Clause, as amended agreed to; as was also Clause 4.

Clause 5 (For Payment of Expenses incurred by Local Authority).

MR. CLAY

proposed an Amendment to the effect that all costs should be paid out of a special rate to be levied for the purpose, as he thought it would be improper to allow the sewers rate or other rate to be applied in payment of the costs of litigation.

Amendment proposed, in page 2, line 37, to leave out from the word "rates," to the end of the Clause, in order to add the words "to be raised under the authority of this Act."

MR. AYRTON

said, the effect of the proviso would be, that for an expense, it might be of £50, a special rate would have to be raised in such a parish as Marylebone. It was obvious that this was utterly unwarrantable, as the expense of collection would be far beyond the sum to be raised.

SIR GEORGE LEWIS

also opposed the Amendment as impracticable.

SIR FRANCIS GOLDSMID

said, he did not understand that it was intended by the Amendment that a special rate should be made for each item of legal expenditure, but that the whole of the expenditure for the year should be paid out of a special rate.

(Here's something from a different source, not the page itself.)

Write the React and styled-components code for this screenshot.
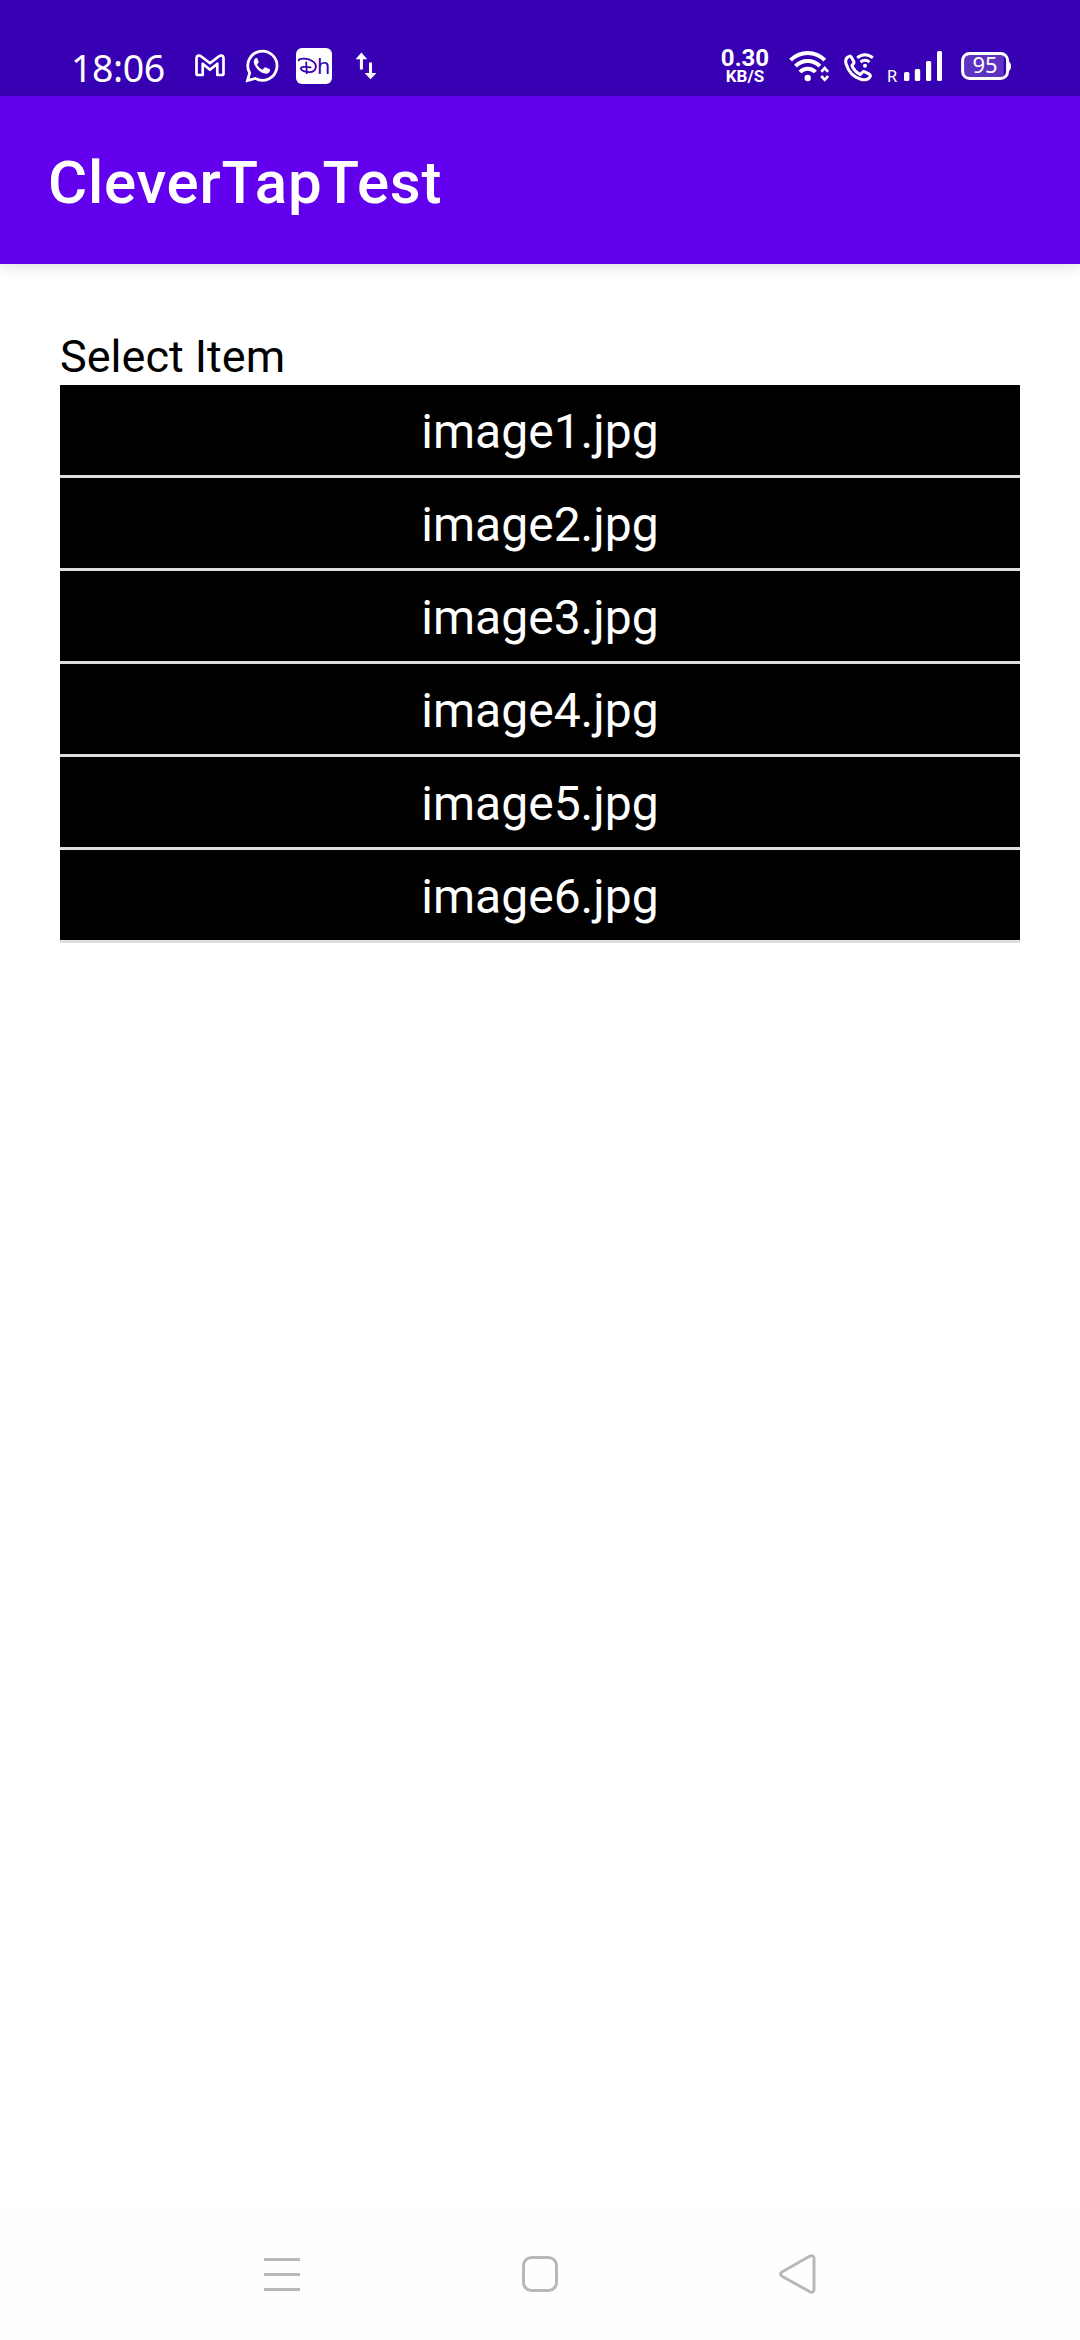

Question put, "That the words proposed to be left out stand part of the Clause."

The Committee divided:—Ayes 86; Noes 81: Majority 5.

MR. CHILDERS

moved a proviso at the end of the Clause to the effect that the expenses of a local authority in supporting or opposing a Bill in either House of Parliament should not be paid unless the Select Committee were of opinion that such local authority had reasonable cause for appearing before them.

SIR GEORGE LEWIS

said, he thought on further consideration there was no necessity for the proviso. The Select Committee, before they heard a local authority upon a Bill, would have to decide whether they had a locus standi, and a decision in the affirmative would be equivalent to a decision that the expenses of appearing had been properly incurred. The proviso therefore would be mere surplusage.

MR. JOHN LOCKE

said, the opposition to the Bill was very inflated—he would not say with gas, although it did so happen that nearly every hon. Member who opposed the Bill was connected with a gas company.

MR. HARDY

said, he believed that there might be many cases where parties had a technical locus standi, but had no reasonable ground for opposition. He admitted that the Committee would only interfere in some case of gross abuse; but these were exactly the cases where protection to the rate-payers was required.

SIR GEORGE LEWIS

said, he adhered to his opinion that the words were unnecessary, but he would not oppose their insertion.

Amendment agreed to.

MR. EDWIN JAMES

said, that it was very necessary that there should be some check or control on the part of the ratepayers upon the legal costs and charges which might be incurred. He thought that as a proper check on the vestry clerk, who incurred expenses on the ratepayers, there should be a power of taxation, and he, therefore, proposed to insert at the end of the clause the following words:— Provided always that before the payment of the costs and charges by the parochial authority such costs and charges shall be taxed by the taxing officer of either House of Parliament.

Amendment agreed to.

Clause, as amended, agreed to; as were also the other Clauses of the Bill, with the exception of Clause 7, which, on the Motion of Sir John Shelley was struck out.

House resumed.

Bill reported; as amended, to be considered To-morrow.